RECORDS PROVIDED:

>> BEGIN

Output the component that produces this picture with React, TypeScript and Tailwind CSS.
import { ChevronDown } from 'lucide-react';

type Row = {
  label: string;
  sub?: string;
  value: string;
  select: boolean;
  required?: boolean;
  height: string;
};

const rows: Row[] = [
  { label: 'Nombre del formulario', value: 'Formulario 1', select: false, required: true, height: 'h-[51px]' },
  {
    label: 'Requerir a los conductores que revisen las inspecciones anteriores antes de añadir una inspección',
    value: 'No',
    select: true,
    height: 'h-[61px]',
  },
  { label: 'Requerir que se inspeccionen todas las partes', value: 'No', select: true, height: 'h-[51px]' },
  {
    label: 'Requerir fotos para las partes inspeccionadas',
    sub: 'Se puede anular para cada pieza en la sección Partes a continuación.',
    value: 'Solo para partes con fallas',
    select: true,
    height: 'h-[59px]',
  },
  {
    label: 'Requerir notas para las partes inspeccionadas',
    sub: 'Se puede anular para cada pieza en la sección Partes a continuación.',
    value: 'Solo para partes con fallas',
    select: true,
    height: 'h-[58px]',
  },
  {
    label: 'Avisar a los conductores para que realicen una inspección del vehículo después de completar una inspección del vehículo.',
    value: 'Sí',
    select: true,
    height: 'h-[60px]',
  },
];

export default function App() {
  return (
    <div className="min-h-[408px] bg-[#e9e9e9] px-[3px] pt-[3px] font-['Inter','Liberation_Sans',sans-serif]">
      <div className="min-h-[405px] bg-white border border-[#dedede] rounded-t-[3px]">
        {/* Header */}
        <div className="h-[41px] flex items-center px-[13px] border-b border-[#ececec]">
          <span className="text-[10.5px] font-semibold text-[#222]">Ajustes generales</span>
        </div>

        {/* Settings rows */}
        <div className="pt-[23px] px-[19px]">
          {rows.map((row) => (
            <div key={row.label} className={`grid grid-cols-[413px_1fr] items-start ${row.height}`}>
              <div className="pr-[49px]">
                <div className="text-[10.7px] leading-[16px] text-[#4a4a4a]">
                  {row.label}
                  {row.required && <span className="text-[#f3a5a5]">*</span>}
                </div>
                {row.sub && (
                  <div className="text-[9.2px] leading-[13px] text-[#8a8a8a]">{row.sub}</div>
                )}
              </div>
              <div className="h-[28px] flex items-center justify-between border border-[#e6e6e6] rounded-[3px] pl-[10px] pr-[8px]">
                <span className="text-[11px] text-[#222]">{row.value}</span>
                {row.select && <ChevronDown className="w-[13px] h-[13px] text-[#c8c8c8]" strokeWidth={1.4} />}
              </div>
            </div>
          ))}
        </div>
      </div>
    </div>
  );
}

>> END
>> BEGIN

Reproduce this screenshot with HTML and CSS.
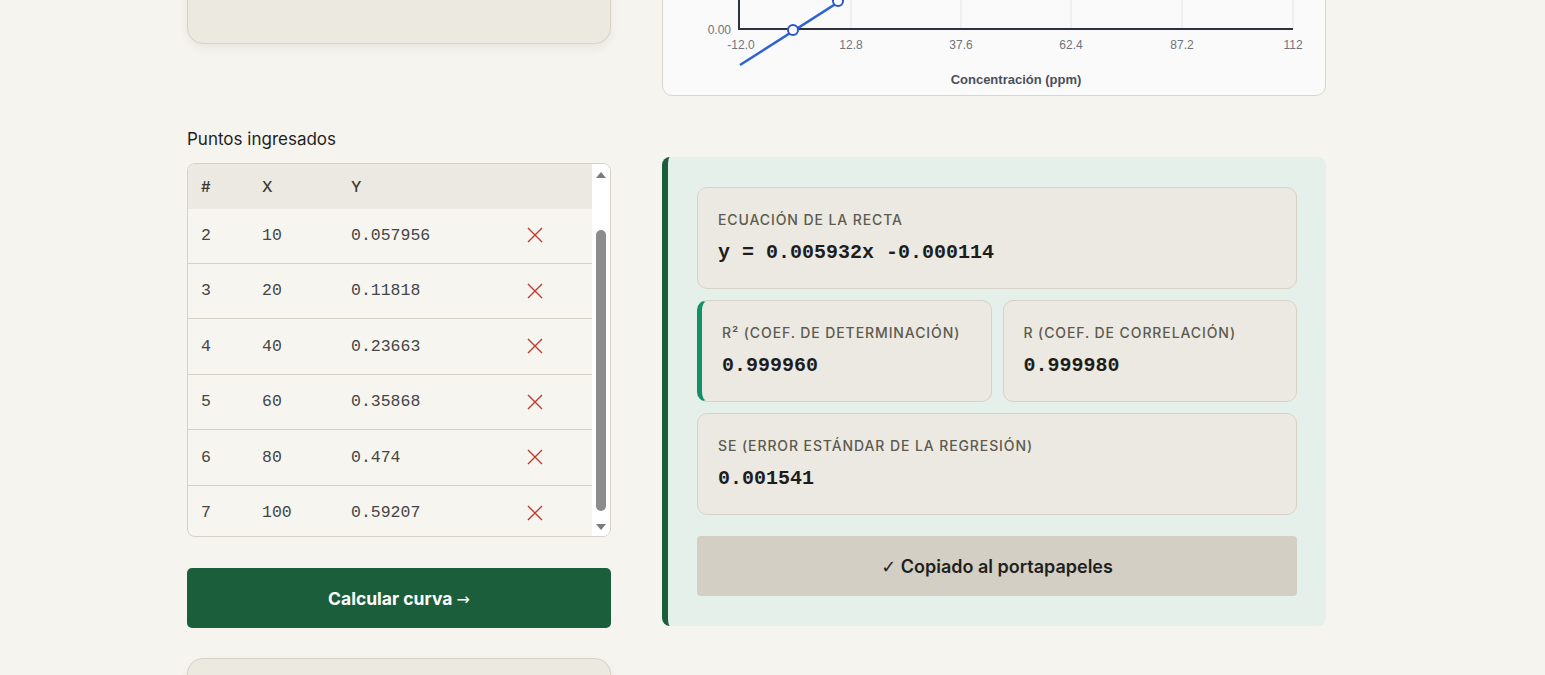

>> END

Search the records for the word "with", then list every line that has it.

RESULT OF THE EXERCISE:
Output the component that produces this picture with React, TypeScript and Tailwind CSS.
Reproduce this screenshot with HTML and CSS.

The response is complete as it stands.